The University will set up a temporary swine flu clinic today in the lobby of the School of Social Service Administration to vaccinate University community members with certain medical conditions, including asthma and heart disease.
The one-day clinic, on 60th Street and Ellis Avenue from 12 to 4 p.m., will provide 600 to 800 vaccines, according to University spokesman Steve Kloehn.
Students, faculty, and staff with asthma, neurological, and developmental disorders, chronic lung diseases, or heart disease must bring a University ID to the clinic. A full list of conditions is available on the University’s Web site.
Kloehn also said the SCC has been seeing more swine flu cases, but “we haven’t seen any real concentrated outbreaks, for instance, among residential housing.”
Should the University run out of vaccines at today’s clinic, Kloehn said it will immediately post an alert and will follow up with an e-mail to the community. Any leftover vaccines “will be offered again at a later date,” Kloehn said, adding that if there are several hundred remaining, the University will set up another clinic day.
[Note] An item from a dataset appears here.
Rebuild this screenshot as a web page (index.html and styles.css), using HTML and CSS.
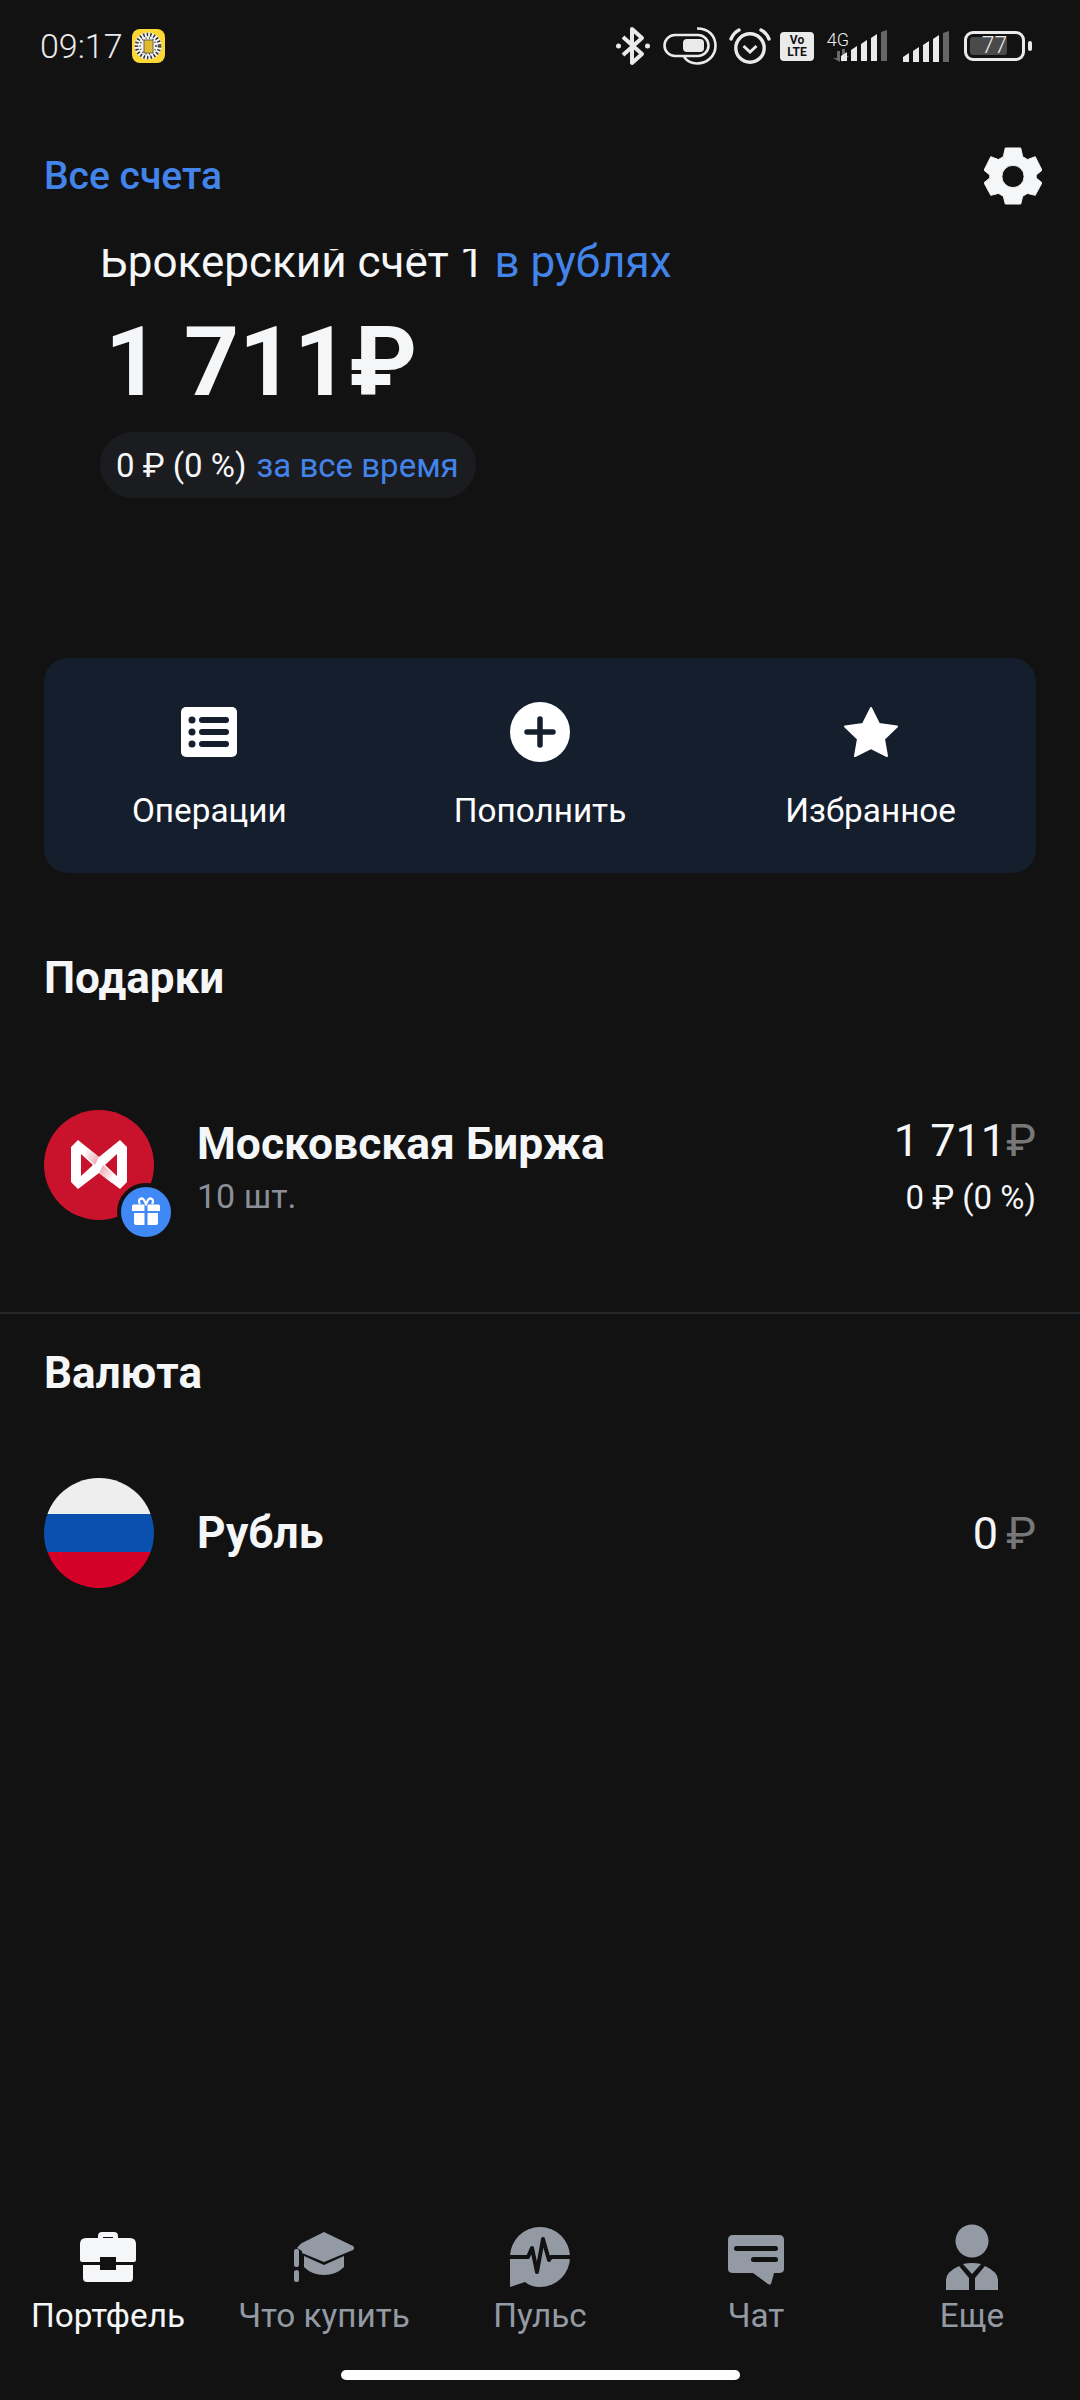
FILE: index.html
```html
<!DOCTYPE html>

<html>
  <head>
    <link rel="stylesheet" href="styles.css">
    <meta charset="utf-8" />
    <meta name="viewport" content="width=device-width, initial-scale=1" />
    <title>Портфель</title>
  </head>
  <body>
    <div class="page">
      <div class="statusBar">
        <span class="time">09:17</span>
        <svg class="notifIcon" width="33" height="34" viewBox="0 0 33 34">
          <rect width="33" height="34" rx="8" fill="#fdd835" />
          <circle cx="16" cy="17" r="13.5" fill="#f4f4f4" />
          <circle cx="16" cy="17" r="11.5" fill="none" stroke="#333" stroke-width="3.5" stroke-dasharray="1.5 2" />
          <circle cx="16" cy="17" r="8" fill="none" stroke="#555" stroke-width="2" stroke-dasharray="1 2.5" />
          <rect x="12" y="11" width="9" height="13" fill="#e0b92c" stroke="#665" stroke-width="1" />
        </svg>
        <div class="statusRight">
          <svg width="36" height="40" viewBox="0 0 36 40" fill="none" stroke="#eaeaea" stroke-width="4" stroke-linejoin="round">
            <path d="M8 11 L27 28 L17 37 V3 L27 12 L8 29" />
            <circle cx="3.5" cy="20" r="2.5" fill="#eaeaea" stroke="none" />
            <circle cx="32.5" cy="20" r="2.5" fill="#eaeaea" stroke="none" />
          </svg>
          <svg class="ml12" width="54" height="38" viewBox="0 0 54 38" fill="none" stroke="#eaeaea" stroke-width="2.6">
            <rect x="1.5" y="8" width="44" height="21" rx="10.5" />
            <rect x="20" y="12" width="21" height="13" rx="4" fill="#eaeaea" stroke="none" />
            <path d="M34 1.5 C46 1.5 52.5 9 52.5 19 C52.5 29 44 36.5 34 36.5 C28 36.5 24 34 21 30" />
          </svg>
          <svg class="ml12" width="42" height="36" viewBox="0 0 42 36" fill="none" stroke="#eaeaea" stroke-width="3.4">
            <circle cx="21" cy="20" r="14.2" />
            <path d="M14.5 18 L21 24 L27.5 18" stroke-width="3" />
            <path d="M2 11 C4 6 6 4 10 2 M40 11 C38 6 36 4 32 2" stroke-linecap="round" />
          </svg>
          <div class="volte"><span>Vo</span><span>LTE</span></div>
          <div class="signalNet">
            <span class="netText">4G</span>
            <svg width="16" height="14" viewBox="0 0 16 14" fill="#6a6a6a">
              <path d="M0 9 L4 9 L4 2 L7 2 L7 13 Z M9 0 L12 0 L12 7 L16 7 L9 13 Z" />
            </svg>
          </div>
          <svg class="signal" width="48" height="31" viewBox="0 0 48 31" fill="#eaeaea">
            <path d="M0 31 V26 L6 22 V31 Z M10 31 V20 L16 16 V31 Z M20 31 V14 L26 10 V31 Z M30 31 V8 L36 4 V31 Z" />
            <path d="M40 31 V2 L46 0 V31 Z" fill="#666" />
          </svg>
          <svg class="ml14" width="48" height="31" viewBox="0 0 48 31" fill="#eaeaea">
            <path d="M0 31 V26 L6 22 V31 Z M10 31 V20 L16 16 V31 Z M20 31 V14 L26 10 V31 Z M30 31 V8 L36 4 V31 Z" />
            <path d="M40 31 V2 L46 0 V31 Z" fill="#666" />
          </svg>
          <div class="battery">
            <div class="batteryBody">
              <div class="batteryFill"></div>
              <span class="batteryText">77</span>
            </div>
            <div class="batteryNub"></div>
          </div>
        </div>
      </div>

      <div class="topRow">
        <span class="allAccounts">Все счета</span>
        <svg width="58" height="58" viewBox="0 0 60 60" fill="#f5f6f8">
          <path fill-rule="evenodd" d="M22 1 H38 L40 10 L45 13 L53 10 L60 24 L54 29 V32 L60 37 L53 50 L45 48 L40 51 L38 59 H22 L20 51 L15 48 L7 50 L0 37 L6 32 V29 L0 24 L7 10 L15 13 L20 10 Z M30 19 A11.500 11.500 0 1 0 30 42 A11.500 11.500 0 1 0 30 19 Z" stroke="#f5f6f8" stroke-width="1" stroke-linejoin="round" />
        </svg>
      </div>

      <div class="account">
        <div class="accountName">
          <span class="accountTitle">Брокерский счёт 1</span>
          <span class="blue">в рублях</span>
        </div>
        <div class="total">1 711<span class="totalCur">₽</span></div>
        <div class="pill">
          <span>0 ₽ (0 %)</span>
          <span class="blue">за все время</span>
        </div>
      </div>

      <div class="actions">
        <div class="action">
          <svg width="56" height="50" viewBox="0 0 56 50">
            <rect width="56" height="50" rx="5" fill="#fff" />
            <g fill="#141e2d">
              <circle cx="11" cy="13" r="3.500" />
              <circle cx="11" cy="25" r="3.500" />
              <circle cx="11" cy="37" r="3.500" />
              <rect x="18" y="10" width="30" height="6" rx="3" />
              <rect x="18" y="22" width="30" height="6" rx="3" />
              <rect x="18" y="34" width="30" height="6" rx="3" />
            </g>
          </svg>
          <span>Операции</span>
        </div>
        <div class="action">
          <svg width="60" height="60" viewBox="0 0 60 60">
            <circle cx="30" cy="30" r="30" fill="#fff" />
            <path d="M30 17 V43 M17 30 H43" stroke="#141e2d" stroke-width="5.500" stroke-linecap="round" />
          </svg>
          <span>Пополнить</span>
        </div>
        <div class="action">
          <svg width="56" height="50" viewBox="0 0 56 50">
            <path d="M28 1 L36 17 L54 19.500 L41 32 L44 49 L28 41 L12 49 L15 32 L2 19.500 L20 17 Z" fill="#fff" stroke="#fff" stroke-width="2" stroke-linejoin="round" />
          </svg>
          <span>Избранное</span>
        </div>
      </div>

      <h2 class="sectionTitle giftsTitle">Подарки</h2>

      <div class="row giftRow">
        <div class="logo moex">
          <svg width="110" height="110" viewBox="0 0 110 110">
            <defs>
              <linearGradient id="fadeA" x1="0" y1="0" x2="1" y2="1">
                <stop offset="0" stop-color="#fff" />
                <stop offset="1" stop-color="#e9a0ab" />
              </linearGradient>
              <linearGradient id="fadeB" x1="0" y1="0" x2="1" y2="1">
                <stop offset="0" stop-color="#e9a0ab" />
                <stop offset="1" stop-color="#fff" />
              </linearGradient>
            </defs>
            <path fill="#fff" fill-rule="evenodd" d="M27 37 L34 30 L55 47 L76 30 L83 37 V72 L76 79 L55 63 L34 79 L27 72 Z M37 44 V66 L49 55 Z M73 44 V66 L61 55 Z" />
            <path fill="url(#fadeA)" d="M42 37 L55 47 L51 55 L42 47 Z" />
            <path fill="url(#fadeB)" d="M59 55 L68 63 V73 L55 63 Z" />
          </svg>
          <div class="giftBadge">
            <svg width="30" height="30" viewBox="0 0 30 30" fill="#fff">
              <path d="M9 7 C6 2 11 0 13 3 L15 7 L17 3 C19 0 24 2 21 7" fill="none" stroke="#fff" stroke-width="2.200" />
              <path d="M1 9 Q1 7.500 2.500 7.500 H13.500 V14 H1 Z M16.500 7.500 H27.500 Q29 7.500 29 9 V14 H16.500 Z M3 16 H13.500 V28 H5 Q3 28 3 26 Z M16.500 16 H27 V26 Q27 28 25 28 H16.500 Z" />
            </svg>
          </div>
        </div>
        <div class="rowInfo">
          <span class="rowName">Московская Биржа</span>
          <span class="rowSub">10 шт.</span>
        </div>
        <div class="rowRight">
          <span class="rowValue">1 711<span class="cur">₽</span></span>
          <span class="rowChange">0 ₽ (0 %)</span>
        </div>
      </div>

      <h2 class="sectionTitle currencyTitle">Валюта</h2>

      <div class="row currencyRow">
        <div class="logo flag"></div>
        <div class="rowInfo">
          <span class="rowName">Рубль</span>
        </div>
        <div class="rowRight">
          <span class="rowValue">0 <span class="cur">₽</span></span>
        </div>
      </div>

      <nav class="bottomNav">
        <div class="navItem active">
          <svg width="56" height="62" viewBox="0 0 56 62" fill="#f5f6f8">
            <path fill-rule="evenodd" d="M18 12 V10 Q18 6 22 6 H34 Q38 6 38 10 V12 H50 Q56 12 56 18 V34 Q56 36 54 36 H36 V31 H20 V36 H2 Q0 36 0 34 V18 Q0 12 6 12 Z M23 12 H33 V11 H23 Z" />
            <path d="M3 39 H20 V44 H36 V39 H53 V52 Q53 56 49 56 H7 Q3 56 3 52 Z" />
          </svg>
          <span>Портфель</span>
        </div>
        <div class="navItem">
          <svg width="60" height="62" viewBox="0 0 60 62" fill="#939aa4">
            <path d="M30 6 L59 20 Q61 22 59 24 L30 36 L8 27 V25 L3 22 Q5 19 8 17 Z" />
            <path d="M10 30 L30 39 L50 30 V41 Q42 49 30 49 Q18 49 10 41 Z" />
            <rect x="0" y="23" width="5" height="18" rx="2" />
            <rect x="0" y="44" width="5" height="12" rx="2.500" />
          </svg>
          <span>Что купить</span>
        </div>
        <div class="navItem">
          <svg width="62" height="62" viewBox="0 0 62 62">
            <path d="M1 31 A30 30 0 1 1 31 61 Q22 61 16 56 L1 61 Z" fill="#939aa4" />
            <path d="M-1 31 H19 L23 22 L28 46 L34 13 L40 34 L42 31 H64" fill="none" stroke="#121212" stroke-width="4" stroke-linejoin="round" />
          </svg>
          <span>Пульс</span>
        </div>
        <div class="navItem">
          <svg width="56" height="62" viewBox="0 0 56 62" fill="#939aa4">
            <path fill-rule="evenodd" d="M5 9 H51 Q56 9 56 14 V43 Q56 47 51 47 H46 L43 58 Q42 59 40 58 L25 47 H5 Q0 47 0 43 V14 Q0 9 5 9 Z" />
            <rect x="6" y="20" width="44" height="5" rx="2.500" fill="#121212" />
            <rect x="23" y="31" width="27" height="5" rx="2.500" fill="#121212" />
          </svg>
          <span>Чат</span>
        </div>
        <div class="navItem">
          <svg width="52" height="66" viewBox="0 0 52 66" fill="#939aa4">
            <ellipse cx="26" cy="17" rx="16.500" ry="16.500" />
            <path d="M13 42 L23 54 V66 H0 V56 Q0 48 13 42 Z M39 42 L29 54 V66 H52 V56 Q52 48 39 42 Z" />
            <path d="M17 40 Q26 38 35 40 L26 50 Z" />
          </svg>
          <span>Еще</span>
        </div>
      </nav>

      <div class="homeBar"></div>
    </div>
  </body>
</html>
```

FILE: styles.css
```css
* {
  box-sizing: border-box;
}

body {
  margin: 0;
  background: #121212;
  font-family: "Roboto", sans-serif;
  color: #f5f6f8;
}

.page {
  display: flex;
  flex-direction: column;
  width: 1080px;
  height: 2400px;
  overflow: hidden;
}

.blue {
  color: #4384ea;
}

.statusBar {
  display: flex;
  align-items: center;
  height: 92px;
  padding: 0 48px 0 40px;
}

.time {
  font-size: 34px;
  font-weight: 300;
  color: #eaeaea;
  margin-right: 9px;
}

.statusRight {
  display: flex;
  align-items: center;
  margin-left: auto;
}

.ml12 {
  margin-left: 12px;
}

.ml14 {
  margin-left: 14px;
}

.volte {
  display: flex;
  flex-direction: column;
  align-items: center;
  justify-content: center;
  width: 34px;
  height: 29px;
  margin-left: 9px;
  border-radius: 4px;
  background: #eaeaea;
  color: #121212;
  font-size: 12px;
  font-weight: 700;
  line-height: 12px;
}

.signalNet {
  display: flex;
  flex-direction: column;
  align-items: flex-end;
  width: 28px;
  margin-left: 7px;
  margin-top: 2px;
}

.netText {
  font-size: 18px;
  line-height: 18px;
  font-weight: 300;
  color: #eaeaea;
}

.signal {
  margin-left: -8px;
  margin-top: -1px;
}

.battery {
  display: flex;
  align-items: center;
  margin-left: 13px;
}

.batteryBody {
  position: relative;
  width: 61px;
  height: 30px;
  border: 3px solid #eaeaea;
  border-radius: 9px;
}

.batteryFill {
  position: absolute;
  left: 3px;
  top: 3px;
  bottom: 3px;
  width: 37px;
  border-radius: 3px;
  background: #4a4a4a;
}

.batteryText {
  position: absolute;
  left: 0;
  right: 0;
  top: 0;
  text-align: center;
  font-size: 23px;
  font-weight: 300;
  line-height: 24px;
  color: #eaeaea;
}

.batteryNub {
  width: 4px;
  height: 10px;
  margin-left: 3px;
  border-radius: 2px;
  background: #eaeaea;
}

.topRow {
  display: flex;
  align-items: center;
  justify-content: space-between;
  height: 60px;
  margin-top: 54px;
  padding: 0 38px 0 44px;
}

.allAccounts {
  font-size: 39px;
  font-weight: 500;
  color: #4384ea;
}

.account {
  display: flex;
  flex-direction: column;
  align-items: flex-start;
  padding-left: 100px;
}

.accountName {
  display: flex;
  align-items: baseline;
  gap: 10px;
  margin-top: 33px;
  font-size: 44px;
  line-height: 46px;
  white-space: nowrap;
}

/* the app cuts the tops of the letters off here */
.accountTitle {
  display: block;
  height: 40px;
  line-height: 26px;
  overflow: hidden;
}

.total {
  margin-top: 17px;
  margin-left: 5px;
  font-size: 96px;
  font-weight: 700;
  line-height: 112px;
}

.pill {
  display: flex;
  align-items: center;
  gap: 10px;
  height: 66px;
  margin-top: 14px;
  padding: 0 17px 0 16px;
  border-radius: 33px;
  background: #1b1c20;
  font-size: 33px;
}

.actions {
  display: grid;
  grid-template-columns: repeat(3, 1fr);
  height: 215px;
  margin: 160px 44px 0;
  border-radius: 24px;
  background: #141e2d;
}

.action {
  display: flex;
  flex-direction: column;
  align-items: center;
  justify-content: flex-start;
  padding-top: 44px;
  font-size: 33.3px;
  color: #fff;
}

.action svg {
  height: 60px;
}

.action span {
  margin-top: 29px;
}

.sectionTitle {
  margin: 0;
  padding-left: 44px;
  font-size: 44px;
  font-weight: 700;
  line-height: 52px;
}

.giftsTitle {
  margin-top: 79px;
}

.row {
  display: flex;
  align-items: center;
  padding: 0 44px;
}

.giftRow {
  height: 110px;
  margin-top: 106px;
}

.logo {
  position: relative;
  flex: none;
  width: 110px;
  height: 110px;
  border-radius: 50%;
}

.moex {
  background: #c9122b;
}

.moex svg {
  display: block;
}

.giftBadge {
  position: absolute;
  left: 73px;
  top: 73px;
  display: flex;
  align-items: center;
  justify-content: center;
  width: 58px;
  height: 58px;
  border: 4px solid #121212;
  border-radius: 50%;
  background: #3f88f5;
}

.flag {
  background: linear-gradient(#eeeeee 0 33%, #0a50ae 33% 67.5%, #d50028 67.5%);
}

.rowInfo {
  display: flex;
  flex-direction: column;
  margin-left: 43px;
}

.giftRow .rowInfo {
  margin-top: 3px;
}

.rowName {
  font-size: 44.4px;
  font-weight: 700;
  line-height: 52px;
}

.rowSub {
  margin-top: 6px;
  font-size: 34px;
  line-height: 40px;
  color: #8a8f98;
}

.rowRight {
  display: flex;
  flex-direction: column;
  align-items: flex-end;
  margin-top: 2px;
  margin-left: auto;
}

.rowValue {
  font-size: 45px;
  font-weight: 400;
  line-height: 52px;
}

.currencyRow .rowValue {
  word-spacing: -3px;
}

.cur {
  color: #777;
}

.rowChange {
  margin-top: 11px;
  font-size: 33px;
  line-height: 40px;
}

.currencyTitle {
  margin-top: 92px;
  padding-top: 33px;
  border-top: 2px solid #26272a;
}

.currencyRow {
  height: 110px;
  margin-top: 79px;
}

.bottomNav {
  display: grid;
  grid-template-columns: repeat(5, 1fr);
  margin-top: auto;
  color: #939aa4;
}

.navItem {
  display: flex;
  flex-direction: column;
  align-items: center;
  font-size: 33.3px;
  line-height: 40px;
}

.navItem svg {
  height: 66px;
  margin-bottom: 6px;
  overflow: visible;
}

.navItem.active {
  color: #f5f6f8;
}

.homeBar {
  width: 399px;
  height: 10px;
  margin: 34px auto 20px;
  border-radius: 5px;
  background: #fff;
}
```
“It’s hard to know for us exactly how many people meet the CDC conditions for medical risk,” Kloehn said, “so we’ll have to reassess after tomorrow whether we need to go back to the community with particular risks or whether we can open it up more broadly.”
The University has made as many vaccines available as possible and will continue to do so when it gets further shipments. Shipments are controlled by federal and local health authorities. He said there was no way to know how many vaccines the University would receive with the next batch.